While in practice the effects of noise change with time, the capacity theories available until now focus mostly on the simplified picture where the successive uses of the channel are independent. This project aims at establishing the theoretical foundations that would allow the estimation of zero-error capacities and closely related parameters in the state-dependent regime, where each individual use of the channel depends on its previous uses and the current state of the surrounding noise.
It is using the developed framework to study a special case of information channels, which are viewed as strategies for games -- called two-prover games -- in which two players are tested by a verifier, through a question-answer process, for the joint possession of a certain piece of knowledge. Such games have until now been considered only in the memoryless situation where the successive rounds of the game are played independently from each other.
The project is studying the winning rates of two-prover games, where the players and the verifier possess memory and the rules of the game -- the tested knowledge -- may evolve with time.

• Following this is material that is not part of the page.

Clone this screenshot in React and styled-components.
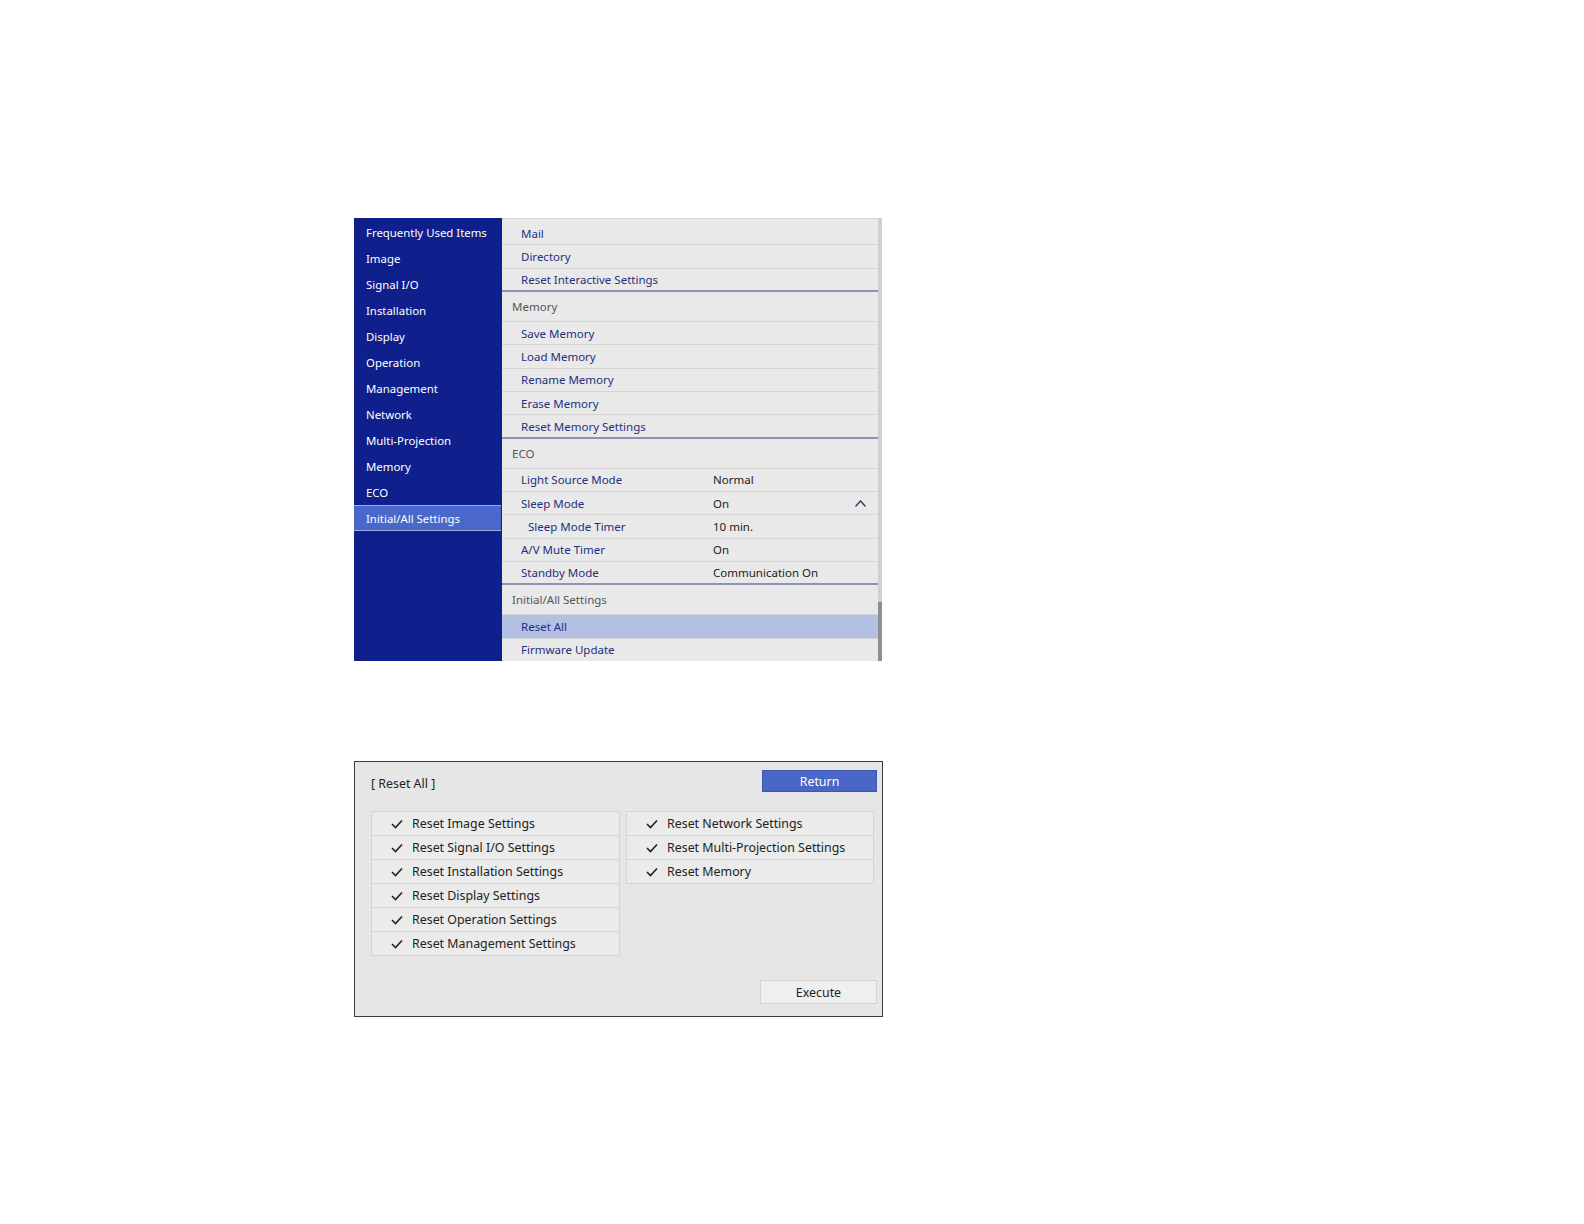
import React from 'react';
import styled, { createGlobalStyle } from 'styled-components';

const GlobalStyle = createGlobalStyle`
  body {
    margin: 0;
    background: #ffffff;
    font-family: "Noto Sans", "Open Sans", sans-serif;
  }
`

const Page = styled.div`
  padding: 218px 0 0 354px;
  display: flex;
  flex-direction: column;
  gap: 100px;
`

const MenuPanel = styled.div`
  width: 528px;
  height: 443px;
  display: flex;
  background: #e9e9e9;
  box-sizing: border-box;
  overflow: hidden;
`

const Sidebar = styled.div`
  width: 148px;
  background: #0f1f8b;
  padding-top: 1px;
  display: flex;
  flex-direction: column;
`

const SideItem = styled.div`
  height: 26px;
  box-sizing: border-box;
  display: flex;
  align-items: center;
  padding-left: 12px;
  margin-right: ${p => (p.$active ? '1px' : '0')};
  font-size: 11.4px;
  color: #ffffff;
  background: ${p => (p.$active ? '#4a67cb' : 'transparent')};
  border-top: 1px solid ${p => (p.$active ? '#9aa8e4' : 'transparent')};
  border-bottom: 1px solid ${p => (p.$active ? '#9aa8e4' : 'transparent')};
`

const ListPane = styled.div`
  flex: 1;
  padding-top: 3px;
  display: flex;
  flex-direction: column;
  border-top: 1px solid #d6d6d6;
`

const Scrollbar = styled.div`
  width: 4px;
  background: #cfcfcf;
  display: flex;
  flex-direction: column;
  justify-content: flex-end;
`

const Thumb = styled.div`
  height: 59px;
  background: #8f8f8f;
`

const Row = styled.div`
  height: 23.35px;
  flex-shrink: 0;
  box-sizing: border-box;
  display: flex;
  align-items: center;
  padding-left: ${p => (p.$sub ? '26px' : '19px')};
  font-size: 11.5px;
  color: #22307f;
  background: ${p => (p.$selected ? '#b3bfe3' : '#e9e9e9')};
  border-bottom: ${p => (p.$last ? '2px solid #8d92b6' : '1px solid #d6d6d6')};
`

const Label = styled.span`
  width: ${p => (p.$sub ? '185px' : '192px')};
  flex-shrink: 0;
`

const Value = styled.span`
  color: #222222;
  flex: 1;
`

const Chevron = styled.svg`
  width: 11px;
  height: 7px;
  margin-right: 12px;
`

const Header = styled.div`
  height: 30px;
  flex-shrink: 0;
  box-sizing: border-box;
  display: flex;
  align-items: center;
  padding-left: 10px;
  font-size: 11.5px;
  color: #555555;
  border-bottom: 1px solid #d6d6d6;
`

const ResetPanel = styled.div`
  width: 529px;
  height: 256px;
  box-sizing: border-box;
  border: 1px solid #3a3a3a;
  background: #e6e6e6;
  padding: 8px 5px 0 16px;
  display: flex;
  flex-direction: column;
`

const TopLine = styled.div`
  display: flex;
  justify-content: space-between;
  align-items: flex-start;
`

const Title = styled.div`
  font-size: 12.4px;
  color: #222222;
  padding-top: 5px;
`

const Button = styled.div`
  width: ${p => (p.$primary ? '115px' : '117px')};
  height: ${p => (p.$primary ? '22px' : '24px')};
  box-sizing: border-box;
  display: flex;
  align-items: center;
  justify-content: center;
  font-size: 12.4px;
  color: ${p => (p.$primary ? '#ffffff' : '#222222')};
  background: ${p => (p.$primary ? '#4a66c7' : '#efefef')};
  border: 1px solid ${p => (p.$primary ? '#3c56b4' : '#d2d2d2')};
`

const Lists = styled.div`
  display: flex;
  gap: 6px;
  margin-top: 19px;
  align-items: flex-start;
`

const CheckList = styled.div`
  width: ${p => p.$w}px;
  border: 1px solid #d4d4d4;
  border-bottom: none;
  display: flex;
  flex-direction: column;
`

const CheckRow = styled.div`
  height: 24px;
  box-sizing: border-box;
  display: flex;
  align-items: center;
  gap: 9px;
  padding-left: 19px;
  background: #ebebeb;
  border-bottom: 1px solid #d4d4d4;
  font-size: 12.4px;
  color: #222222;
`

const Footer = styled.div`
  display: flex;
  justify-content: flex-end;
  margin-top: auto;
  margin-bottom: 12px;
`

const Check = () => (
  <svg width="12" height="10" viewBox="0 0 12 10">
    <polyline points="1,5 4.5,8.5 11,1.5" fill="none" stroke="#222" strokeWidth="1.6" />
  </svg>
)

const sideItems = [
  'Frequently Used Items', 'Image', 'Signal I/O', 'Installation', 'Display',
  'Operation', 'Management', 'Network', 'Multi-Projection', 'Memory', 'ECO',
  'Initial/All Settings',
]

const leftChecks = [
  'Reset Image Settings', 'Reset Signal I/O Settings', 'Reset Installation Settings',
  'Reset Display Settings', 'Reset Operation Settings', 'Reset Management Settings',
]

const rightChecks = ['Reset Network Settings', 'Reset Multi-Projection Settings', 'Reset Memory']

const App = () => (
  <>
    <GlobalStyle />
    <Page>
      <MenuPanel>
        <Sidebar>
          {sideItems.map(item => (
            <SideItem key={item} $active={item === 'Initial/All Settings'}>{item}</SideItem>
          ))}
        </Sidebar>
        <ListPane>
          <Row>Mail</Row>
          <Row>Directory</Row>
          <Row $last>Reset Interactive Settings</Row>
          <Header>Memory</Header>
          <Row>Save Memory</Row>
          <Row>Load Memory</Row>
          <Row>Rename Memory</Row>
          <Row>Erase Memory</Row>
          <Row $last>Reset Memory Settings</Row>
          <Header>ECO</Header>
          <Row><Label>Light Source Mode</Label><Value>Normal</Value></Row>
          <Row>
            <Label>Sleep Mode</Label><Value>On</Value>
            <Chevron viewBox="0 0 11 7">
              <polyline points="0.5,6.5 5.5,1 10.5,6.5" fill="none" stroke="#2a2f5a" strokeWidth="1.2" />
            </Chevron>
          </Row>
          <Row $sub><Label $sub>Sleep Mode Timer</Label><Value>10 min.</Value></Row>
          <Row><Label>A/V Mute Timer</Label><Value>On</Value></Row>
          <Row $last><Label>Standby Mode</Label><Value>Communication On</Value></Row>
          <Header>Initial/All Settings</Header>
          <Row $selected>Reset All</Row>
          <Row>Firmware Update</Row>
        </ListPane>
        <Scrollbar><Thumb /></Scrollbar>
      </MenuPanel>

      <ResetPanel>
        <TopLine>
          <Title>[ Reset All ]</Title>
          <Button $primary>Return</Button>
        </TopLine>
        <Lists>
          <CheckList $w={247}>
            {leftChecks.map(c => <CheckRow key={c}><Check />{c}</CheckRow>)}
          </CheckList>
          <CheckList $w={246}>
            {rightChecks.map(c => <CheckRow key={c}><Check />{c}</CheckRow>)}
          </CheckList>
        </Lists>
        <Footer>
          <Button>Execute</Button>
        </Footer>
      </ResetPanel>
    </Page>
  </>
)

export default App;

In the setting of information channels, the project is defining and studying the zero-error capacity of a channel with memory, which covers as a special case the usual zero-error capacity of a memoryless channel as a one-shot parameter. This is being achieved through the introduction of the confusability graph of a state-dependent channel, while estimations and bounds for this parameter are obtained by developing a measurable version of the well-known Lovász number of a finite graph.
In the setting of two prover games, the project is developing no-signaling correlations between players with memory, including useful subclasses such as the class of quantum correlations, as a far-reaching generalization of no-signaling correlations between players of games with finite question-answer sets. This approach allows the consideration of value-separation questions and the identification of the players' asymptotic behavior in a general framework, allowing the application of functional analytic and operator theoretic tools.
This award reflects NSF's statutory mission and has been deemed worthy of support through evaluation using the Foundation's intellectual merit and broader impacts review criteria.